Un bout de chemin...
Je l’ai vue lors de mes années d’études de langues et de bénévolat pour l’aide aux réfugiés en France, et dans mon métier tout au long des 12 années pendant lesquelles j’ai travaillé sur le terrain dans l’humanitaire d’urgence, entre catastrophes naturelles et conflits armés. Au milieu du chaos, j’ai très souvent vu la lumière des artisans. De ceux qui créent. Qui tissent le lien, face aux inepties des dirigeants. Des communautés qui n’avaient pas demandé à se retrouver pris dans des conflits d’ego menés à des milliers de kilomètres de là, mais qui les dévastaient, eux, chez eux. Et qu’ils soient restés ou qu’ils aient dû s’enfuir, une chose, parmi d’autres, restait : l’envie de tisser, de créer. J’ai mis longtemps avant de mettre des mots dessus, alors que je le voyais et le vivais : c’est cela qui maintenait le lien de vie.
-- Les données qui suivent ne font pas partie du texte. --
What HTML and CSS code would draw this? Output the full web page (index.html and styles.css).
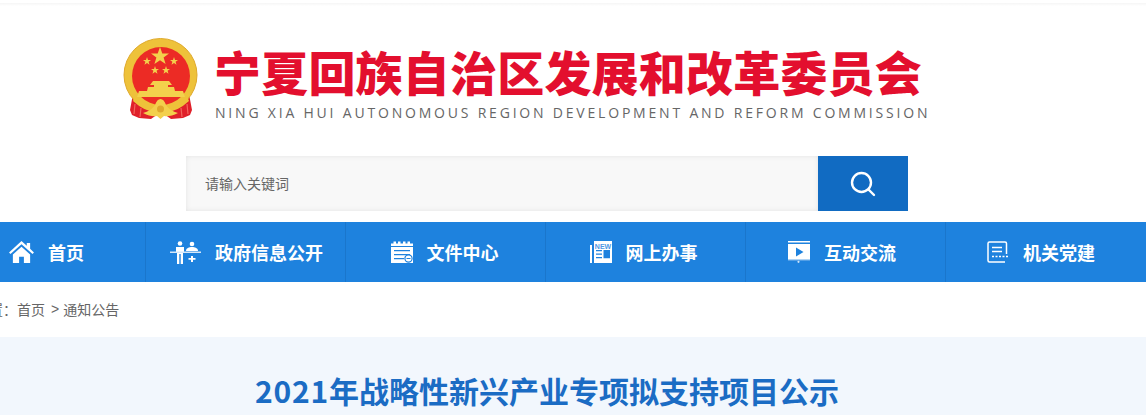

J’ai mis tellement de cœur dans mon métier, pendant ces années, qu’il a commencé à être très difficile de toujours « lutter contre », et de porter ce dont j’étais témoin aussi chaque jour, de ce que l’humain est capable de faire, dans les pires horreurs. Lorsque je me suis retirée, non sans mal, pour y voir plus clair, après un moment il m’est apparu évident que ce dont le monde avait besoin, c’était, aussi, de ces personnes qui lui offrent ce qui les fait vibrer. Après ces années d’activisme (militant, tout ce temps également, pour l’environnement et l’aide sociale), je sentais que mon engagement devait s’enraciner aussi dans un mode d’action un peu différent. Tout en continuant, bien sûr, à soutenir avec cœur mes amis et collègues qui travaillent pour leurs communautés et les autres, ici et ailleurs.
Je créais des malas pour moi depuis quelques temps déjà : j’en avais découvert la magie et la puissance en commençant à méditer, il y a quelques années. J’en ai fait une activité, parce que c’était ça, entre autres, qui me faisait vibrer à ce moment de ma vie. Besoin d’ancrage, de couleurs, de chaleur, de douceur. De faire briller cette lumière créatrice. Je couple cette activité à la musique, créatrice et puissante elle aussi.
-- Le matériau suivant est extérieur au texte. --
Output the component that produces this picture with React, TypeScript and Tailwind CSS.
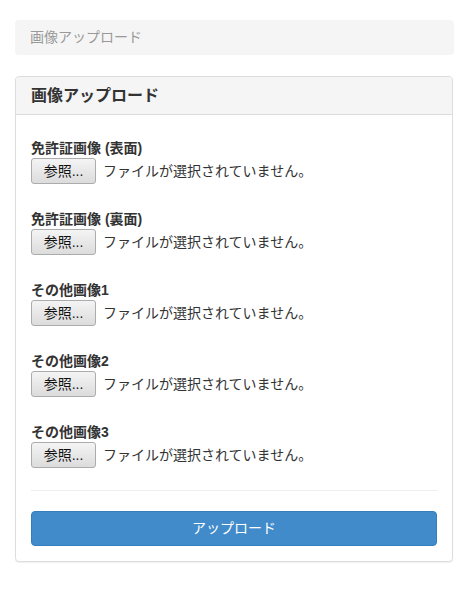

Je fabrique mes propres perles en bois, avec du bois local, des branches d’arbres qui poussent autour de ma cabane-atelier ou issues de récupération et de taille raisonnée (l’idéal vers lequel je tends restant de récupérer les branches offertes par les arbres naturellement). Les énergies des arbres sont puissantes. Les sentir passer au travers de mes mains l’est tout autant. Reconnaissance et respect.
Témoin directe des dégâts causés par l’exploitation et le commerce des pierres fines, j’attache une importance cruciale à n’en utiliser qu’avec raison, en prenant soin de ne pas travailler avec des pierres issues des branches les plus sanglantes de la filière. Malheureusement, cette filière est très opaque, l’analyse que j’en fais de ses circuits (déformation ex-professionnelle sûrement ) est difficile, quelque soient les justifications entendues. Aussi, je tiens à travailler en conscience avec les quelques pierres que j’ai encore actuellement, tout en me dirigeant de plus en plus exclusivement vers des matériaux locaux qui, eux aussi, ont tant nous apprendre et à partager en termes de symboles et de vertus.
Je tiens à la danse du donner et recevoir avec la Nature : ne pas prendre sans considération ni respect, lui donner en retour. Ici et maintenant.
Je suis convaincue que nous avons tous de la magie créatrice au bout des doigts, ou au bout des lèvres, ou même au bout de notre imagination. Que cette magie doit s’exprimer, de différentes manières, qui évoluent sûrement avec le temps. Pour moi aujourd’hui, ce sont les couleurs, les matières, les sons. Et je souhaite partager, ne serait-ce qu’un tout petit peu, cette tentative d’expression créative, ce bout de chemin.